• BRIEF: Extract from the listing each line in which the word "this" appears.

╭─ ITEMS

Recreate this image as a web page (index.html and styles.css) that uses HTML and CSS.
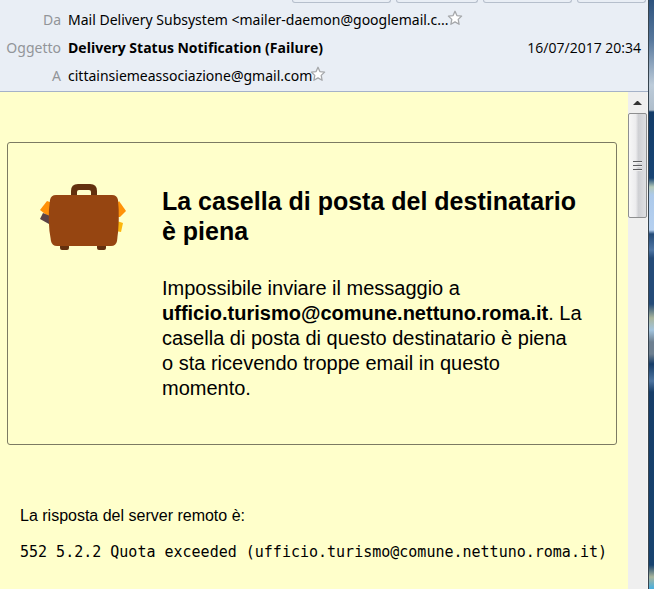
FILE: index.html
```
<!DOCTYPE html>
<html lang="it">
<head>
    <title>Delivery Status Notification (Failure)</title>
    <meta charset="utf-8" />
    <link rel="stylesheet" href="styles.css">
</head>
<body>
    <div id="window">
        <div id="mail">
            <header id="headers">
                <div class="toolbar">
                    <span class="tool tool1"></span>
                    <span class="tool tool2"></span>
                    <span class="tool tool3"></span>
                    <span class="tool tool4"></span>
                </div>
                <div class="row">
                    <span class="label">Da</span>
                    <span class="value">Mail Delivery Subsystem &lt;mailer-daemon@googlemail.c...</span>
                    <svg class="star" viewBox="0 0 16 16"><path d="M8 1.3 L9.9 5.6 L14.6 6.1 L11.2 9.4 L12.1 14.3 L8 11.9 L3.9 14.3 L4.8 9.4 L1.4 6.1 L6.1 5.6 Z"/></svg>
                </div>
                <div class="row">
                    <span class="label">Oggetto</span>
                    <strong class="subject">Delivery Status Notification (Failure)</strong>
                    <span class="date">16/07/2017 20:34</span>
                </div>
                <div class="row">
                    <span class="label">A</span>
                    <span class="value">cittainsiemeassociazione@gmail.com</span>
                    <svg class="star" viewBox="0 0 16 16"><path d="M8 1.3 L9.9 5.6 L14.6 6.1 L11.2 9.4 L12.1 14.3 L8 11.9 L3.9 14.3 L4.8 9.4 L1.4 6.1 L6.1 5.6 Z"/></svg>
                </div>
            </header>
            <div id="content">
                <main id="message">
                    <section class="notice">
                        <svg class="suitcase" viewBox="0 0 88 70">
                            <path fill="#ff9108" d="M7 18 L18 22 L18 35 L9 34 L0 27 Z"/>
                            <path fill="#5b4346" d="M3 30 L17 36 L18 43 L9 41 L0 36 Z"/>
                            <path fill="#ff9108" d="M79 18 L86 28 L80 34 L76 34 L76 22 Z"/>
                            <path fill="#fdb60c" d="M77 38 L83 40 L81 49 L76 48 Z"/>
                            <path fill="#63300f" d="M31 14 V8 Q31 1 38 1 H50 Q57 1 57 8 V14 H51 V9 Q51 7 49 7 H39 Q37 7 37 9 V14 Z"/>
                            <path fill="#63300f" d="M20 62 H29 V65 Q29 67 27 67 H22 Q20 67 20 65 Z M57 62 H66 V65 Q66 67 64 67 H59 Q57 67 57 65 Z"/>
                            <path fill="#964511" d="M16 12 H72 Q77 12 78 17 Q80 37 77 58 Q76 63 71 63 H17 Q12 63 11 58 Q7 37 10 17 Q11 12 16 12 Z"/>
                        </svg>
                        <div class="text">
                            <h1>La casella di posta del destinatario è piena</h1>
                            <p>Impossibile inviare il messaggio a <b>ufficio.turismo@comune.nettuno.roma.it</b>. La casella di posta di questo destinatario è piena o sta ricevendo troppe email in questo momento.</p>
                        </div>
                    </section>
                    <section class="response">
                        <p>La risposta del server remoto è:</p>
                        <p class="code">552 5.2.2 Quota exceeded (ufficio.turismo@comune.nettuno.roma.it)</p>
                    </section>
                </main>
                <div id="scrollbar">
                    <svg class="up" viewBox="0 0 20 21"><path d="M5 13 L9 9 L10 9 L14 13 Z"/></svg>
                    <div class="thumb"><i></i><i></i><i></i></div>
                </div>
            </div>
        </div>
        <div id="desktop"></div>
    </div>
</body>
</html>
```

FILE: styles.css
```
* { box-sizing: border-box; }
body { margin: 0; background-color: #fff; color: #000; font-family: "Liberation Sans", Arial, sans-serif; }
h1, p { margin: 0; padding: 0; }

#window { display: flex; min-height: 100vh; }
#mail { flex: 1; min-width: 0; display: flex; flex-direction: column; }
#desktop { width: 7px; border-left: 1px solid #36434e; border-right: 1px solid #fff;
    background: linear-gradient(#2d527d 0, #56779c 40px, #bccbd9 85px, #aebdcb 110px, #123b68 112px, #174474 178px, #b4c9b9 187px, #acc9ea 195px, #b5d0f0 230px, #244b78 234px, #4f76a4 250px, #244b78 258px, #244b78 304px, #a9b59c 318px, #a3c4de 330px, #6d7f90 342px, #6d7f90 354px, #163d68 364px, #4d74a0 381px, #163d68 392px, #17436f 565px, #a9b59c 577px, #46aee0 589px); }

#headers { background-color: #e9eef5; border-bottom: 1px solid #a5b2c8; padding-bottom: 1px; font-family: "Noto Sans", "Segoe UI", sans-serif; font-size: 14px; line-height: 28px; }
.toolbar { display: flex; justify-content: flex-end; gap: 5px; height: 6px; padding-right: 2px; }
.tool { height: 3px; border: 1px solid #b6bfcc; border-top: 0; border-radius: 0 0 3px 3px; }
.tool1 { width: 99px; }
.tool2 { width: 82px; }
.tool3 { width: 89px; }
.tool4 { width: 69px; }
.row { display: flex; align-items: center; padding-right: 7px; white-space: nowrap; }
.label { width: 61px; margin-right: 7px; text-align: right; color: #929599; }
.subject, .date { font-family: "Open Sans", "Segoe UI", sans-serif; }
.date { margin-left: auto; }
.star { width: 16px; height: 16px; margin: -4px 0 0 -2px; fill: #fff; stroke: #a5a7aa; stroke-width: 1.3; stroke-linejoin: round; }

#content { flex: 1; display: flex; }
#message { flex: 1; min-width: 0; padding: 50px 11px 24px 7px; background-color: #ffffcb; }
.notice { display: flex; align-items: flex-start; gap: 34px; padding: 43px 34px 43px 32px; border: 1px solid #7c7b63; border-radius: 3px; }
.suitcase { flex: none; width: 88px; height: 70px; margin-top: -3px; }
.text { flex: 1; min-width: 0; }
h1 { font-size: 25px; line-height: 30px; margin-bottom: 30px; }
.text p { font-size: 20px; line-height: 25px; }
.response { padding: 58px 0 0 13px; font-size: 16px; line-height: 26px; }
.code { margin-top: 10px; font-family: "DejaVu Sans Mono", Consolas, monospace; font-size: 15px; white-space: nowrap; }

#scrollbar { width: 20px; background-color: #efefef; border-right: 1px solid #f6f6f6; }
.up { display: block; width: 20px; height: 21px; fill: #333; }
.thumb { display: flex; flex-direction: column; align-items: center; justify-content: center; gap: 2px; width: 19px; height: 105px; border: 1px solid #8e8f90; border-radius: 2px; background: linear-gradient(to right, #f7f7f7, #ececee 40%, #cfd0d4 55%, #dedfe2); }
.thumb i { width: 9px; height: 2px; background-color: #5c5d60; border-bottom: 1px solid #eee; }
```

╰─
╭─ ITEMS

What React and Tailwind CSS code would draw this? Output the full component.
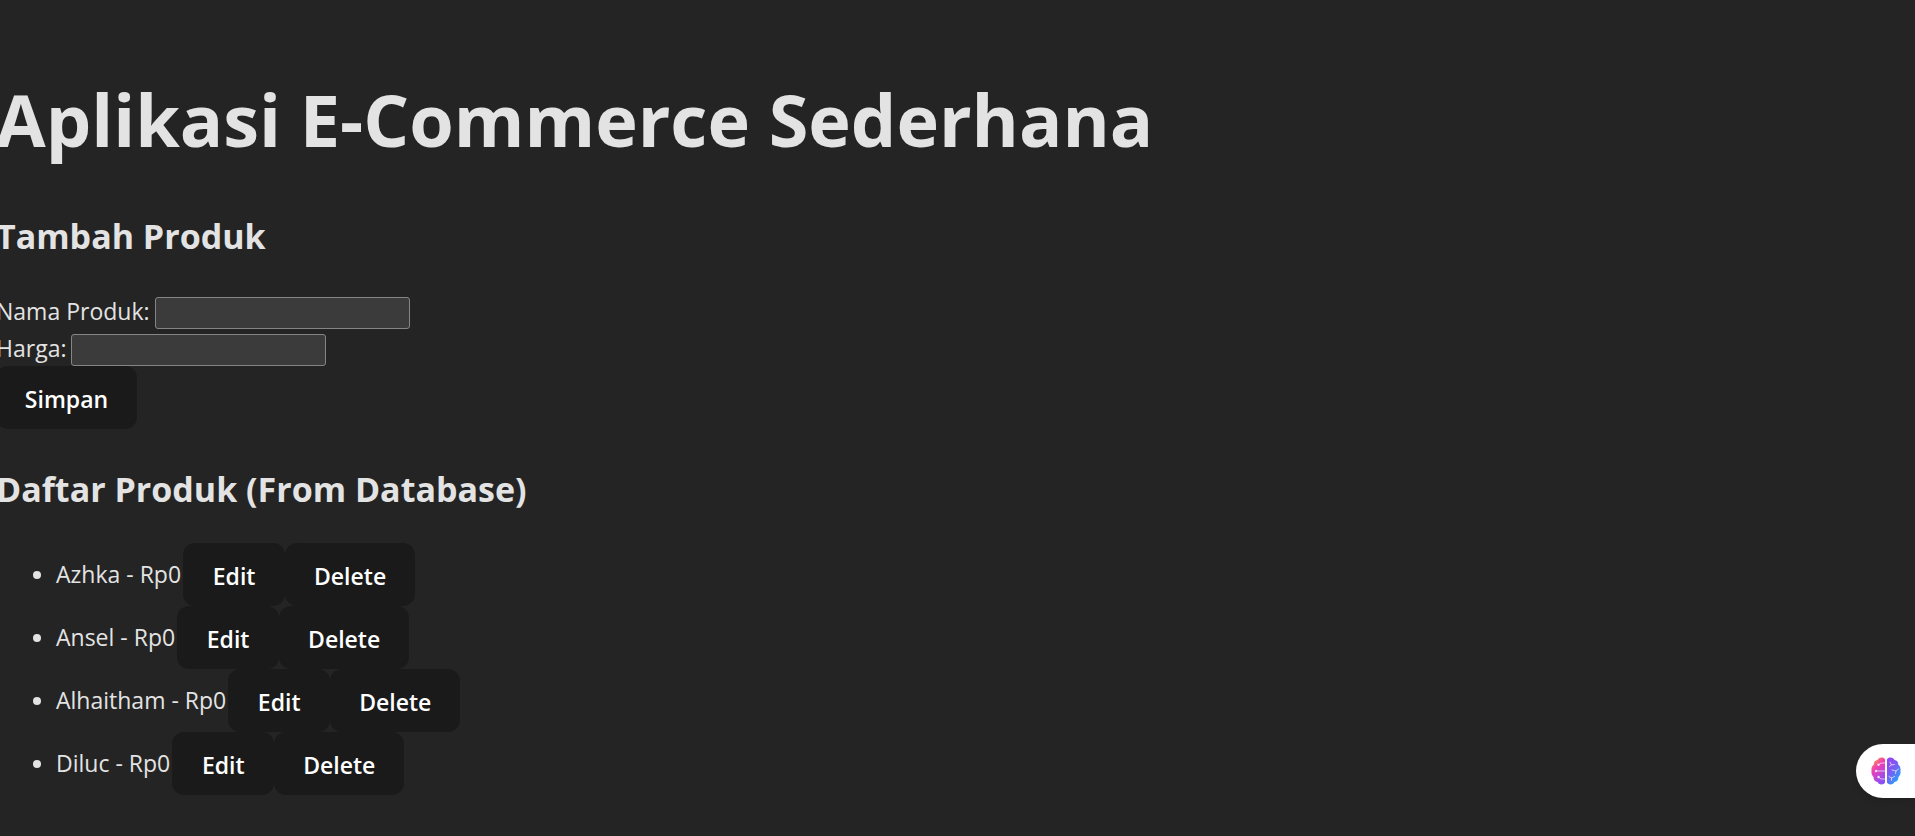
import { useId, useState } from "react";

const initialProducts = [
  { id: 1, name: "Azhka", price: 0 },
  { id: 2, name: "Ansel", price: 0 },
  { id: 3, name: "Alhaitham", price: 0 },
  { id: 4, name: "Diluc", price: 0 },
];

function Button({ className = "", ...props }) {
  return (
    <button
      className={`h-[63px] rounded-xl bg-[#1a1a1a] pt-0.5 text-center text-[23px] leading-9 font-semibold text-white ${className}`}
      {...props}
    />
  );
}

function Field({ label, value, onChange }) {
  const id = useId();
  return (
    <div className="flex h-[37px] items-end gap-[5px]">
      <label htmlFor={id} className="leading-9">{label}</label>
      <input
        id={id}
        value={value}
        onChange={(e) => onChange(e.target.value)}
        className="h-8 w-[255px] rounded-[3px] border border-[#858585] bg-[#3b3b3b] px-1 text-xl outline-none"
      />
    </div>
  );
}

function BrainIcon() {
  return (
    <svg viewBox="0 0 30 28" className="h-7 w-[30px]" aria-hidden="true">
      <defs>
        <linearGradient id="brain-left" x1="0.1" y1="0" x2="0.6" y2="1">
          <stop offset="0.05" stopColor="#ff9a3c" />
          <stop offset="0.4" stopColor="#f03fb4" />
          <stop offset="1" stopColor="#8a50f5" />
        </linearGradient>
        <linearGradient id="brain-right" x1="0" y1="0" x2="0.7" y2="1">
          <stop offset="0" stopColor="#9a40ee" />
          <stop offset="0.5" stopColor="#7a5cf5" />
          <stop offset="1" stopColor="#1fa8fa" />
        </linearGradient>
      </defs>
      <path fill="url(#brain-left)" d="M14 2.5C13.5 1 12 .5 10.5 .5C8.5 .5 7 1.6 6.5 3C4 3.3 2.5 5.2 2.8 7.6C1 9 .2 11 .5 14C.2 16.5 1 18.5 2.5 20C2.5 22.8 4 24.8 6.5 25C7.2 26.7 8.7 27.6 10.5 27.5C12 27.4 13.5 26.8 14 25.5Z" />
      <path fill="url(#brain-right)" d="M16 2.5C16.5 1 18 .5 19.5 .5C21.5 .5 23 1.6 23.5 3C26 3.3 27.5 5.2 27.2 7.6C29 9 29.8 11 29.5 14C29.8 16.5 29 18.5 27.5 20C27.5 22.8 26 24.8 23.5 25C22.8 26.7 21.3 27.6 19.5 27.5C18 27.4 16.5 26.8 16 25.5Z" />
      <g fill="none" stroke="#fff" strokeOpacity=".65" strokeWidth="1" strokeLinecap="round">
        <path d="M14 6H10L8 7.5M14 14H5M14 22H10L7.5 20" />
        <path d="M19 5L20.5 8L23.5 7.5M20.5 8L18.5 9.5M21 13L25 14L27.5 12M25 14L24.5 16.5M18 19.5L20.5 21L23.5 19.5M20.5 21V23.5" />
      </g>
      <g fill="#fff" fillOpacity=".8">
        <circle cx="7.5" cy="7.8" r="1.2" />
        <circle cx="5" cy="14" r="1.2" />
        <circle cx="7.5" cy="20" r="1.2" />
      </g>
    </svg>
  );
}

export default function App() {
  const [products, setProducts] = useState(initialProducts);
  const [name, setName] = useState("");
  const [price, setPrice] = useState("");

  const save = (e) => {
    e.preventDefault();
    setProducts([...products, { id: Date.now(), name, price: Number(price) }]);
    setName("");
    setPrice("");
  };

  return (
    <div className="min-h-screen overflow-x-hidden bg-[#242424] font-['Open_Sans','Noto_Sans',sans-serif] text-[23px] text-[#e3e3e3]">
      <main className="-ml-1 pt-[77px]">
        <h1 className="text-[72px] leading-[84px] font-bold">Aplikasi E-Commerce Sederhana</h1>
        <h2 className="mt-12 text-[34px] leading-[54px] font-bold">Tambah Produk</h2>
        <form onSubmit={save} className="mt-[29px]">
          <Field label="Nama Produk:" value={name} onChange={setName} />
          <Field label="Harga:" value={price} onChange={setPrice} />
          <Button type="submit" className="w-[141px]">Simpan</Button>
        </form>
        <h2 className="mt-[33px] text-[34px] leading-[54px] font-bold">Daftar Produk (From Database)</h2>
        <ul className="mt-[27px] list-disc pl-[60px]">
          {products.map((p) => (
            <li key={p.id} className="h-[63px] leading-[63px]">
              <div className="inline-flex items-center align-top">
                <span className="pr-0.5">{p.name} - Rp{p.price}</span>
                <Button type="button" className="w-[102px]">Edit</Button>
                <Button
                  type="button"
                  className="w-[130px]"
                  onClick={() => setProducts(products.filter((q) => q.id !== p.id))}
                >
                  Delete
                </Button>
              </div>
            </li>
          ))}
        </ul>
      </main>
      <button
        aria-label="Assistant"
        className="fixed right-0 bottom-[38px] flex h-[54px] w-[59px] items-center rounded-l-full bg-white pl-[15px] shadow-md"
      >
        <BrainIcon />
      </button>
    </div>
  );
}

╰─
╭─ ITEMS

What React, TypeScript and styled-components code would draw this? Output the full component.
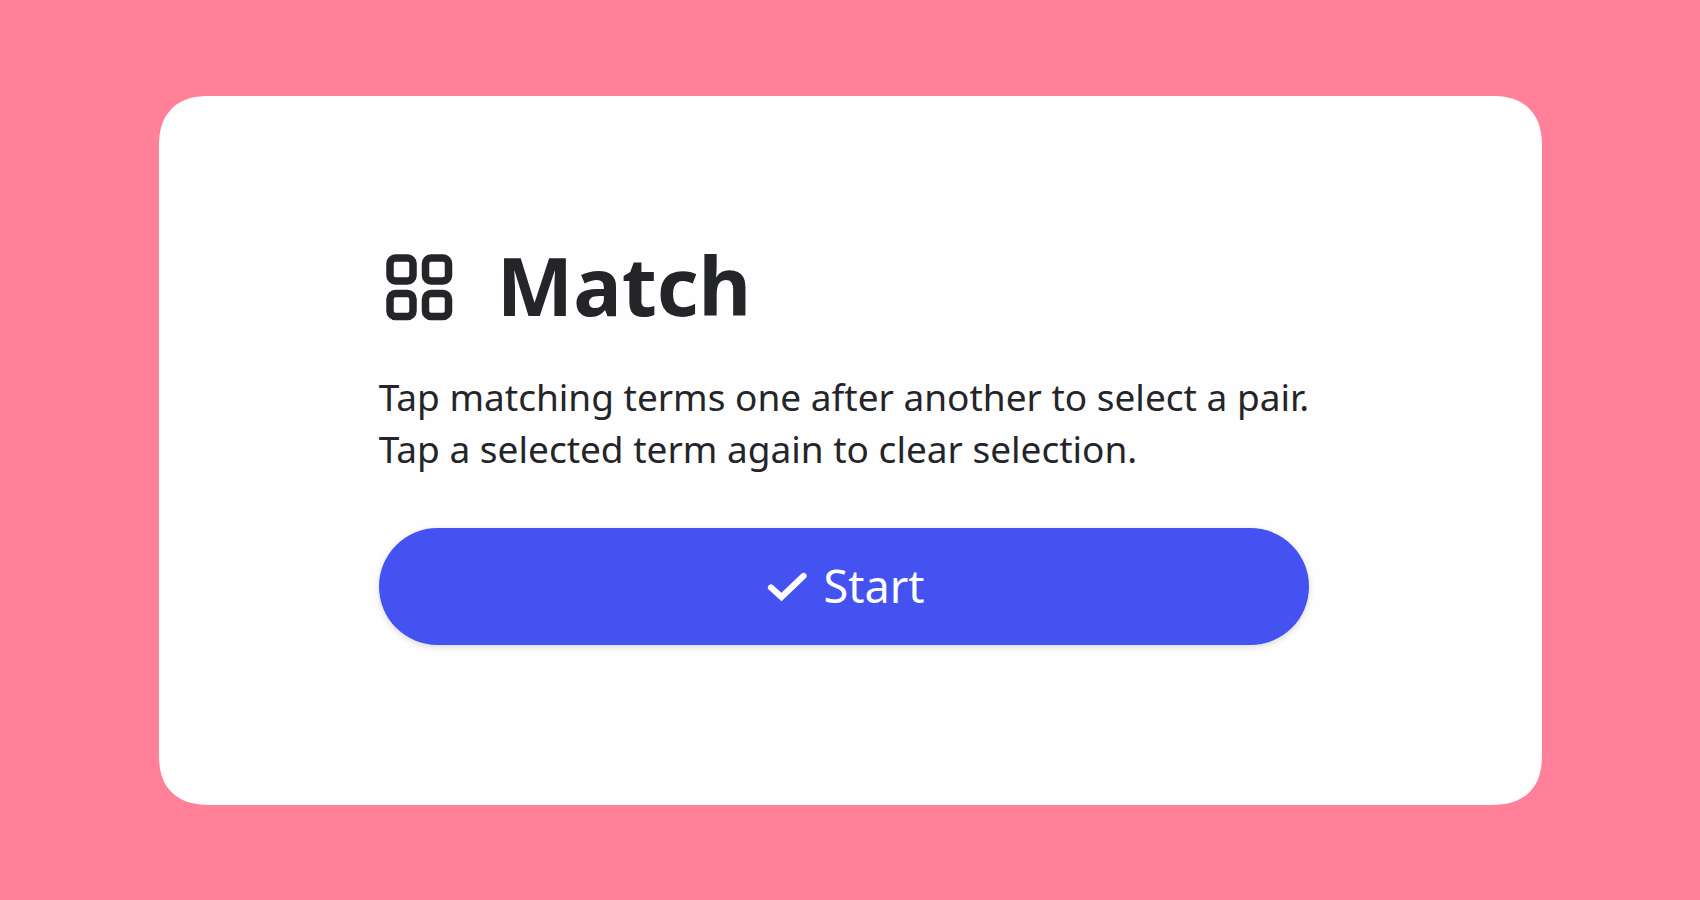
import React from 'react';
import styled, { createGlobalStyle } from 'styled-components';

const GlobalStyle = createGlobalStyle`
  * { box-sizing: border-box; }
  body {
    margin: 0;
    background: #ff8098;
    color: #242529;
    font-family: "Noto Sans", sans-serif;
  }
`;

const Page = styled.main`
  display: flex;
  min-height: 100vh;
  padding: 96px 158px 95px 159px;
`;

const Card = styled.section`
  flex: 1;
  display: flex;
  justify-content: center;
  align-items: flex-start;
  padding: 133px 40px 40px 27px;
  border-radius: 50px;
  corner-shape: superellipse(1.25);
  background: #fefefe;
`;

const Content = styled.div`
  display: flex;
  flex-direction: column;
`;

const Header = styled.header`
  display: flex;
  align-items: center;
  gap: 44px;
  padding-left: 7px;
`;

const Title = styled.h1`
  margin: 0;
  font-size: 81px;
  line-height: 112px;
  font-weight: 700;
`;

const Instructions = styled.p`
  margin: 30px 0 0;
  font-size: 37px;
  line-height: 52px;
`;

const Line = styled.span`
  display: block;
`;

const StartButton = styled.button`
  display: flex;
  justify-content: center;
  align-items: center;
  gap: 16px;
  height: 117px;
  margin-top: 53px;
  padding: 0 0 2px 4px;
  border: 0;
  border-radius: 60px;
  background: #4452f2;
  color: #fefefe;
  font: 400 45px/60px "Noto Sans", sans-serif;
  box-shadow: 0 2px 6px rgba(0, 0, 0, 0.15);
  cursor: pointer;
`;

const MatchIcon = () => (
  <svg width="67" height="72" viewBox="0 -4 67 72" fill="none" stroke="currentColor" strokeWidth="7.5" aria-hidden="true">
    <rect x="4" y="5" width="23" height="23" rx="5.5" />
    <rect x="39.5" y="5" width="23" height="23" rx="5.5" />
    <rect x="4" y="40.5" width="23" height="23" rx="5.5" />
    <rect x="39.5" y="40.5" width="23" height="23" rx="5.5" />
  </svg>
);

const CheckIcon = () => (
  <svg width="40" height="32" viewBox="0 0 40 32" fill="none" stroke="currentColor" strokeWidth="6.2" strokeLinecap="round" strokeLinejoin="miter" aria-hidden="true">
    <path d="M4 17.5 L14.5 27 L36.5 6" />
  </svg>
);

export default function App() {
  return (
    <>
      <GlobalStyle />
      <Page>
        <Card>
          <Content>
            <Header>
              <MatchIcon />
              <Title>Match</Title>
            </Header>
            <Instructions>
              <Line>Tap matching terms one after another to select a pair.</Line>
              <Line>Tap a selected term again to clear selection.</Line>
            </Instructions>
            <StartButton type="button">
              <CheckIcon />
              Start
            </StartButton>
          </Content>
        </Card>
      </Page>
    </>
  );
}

╰─

• ANSWER TO THE EXERCISE:
Recreate this image as a web page (index.html and styles.css) that uses HTML and CSS.
What React and Tailwind CSS code would draw this? Output the full component.
What React, TypeScript and styled-components code would draw this? Output the full component.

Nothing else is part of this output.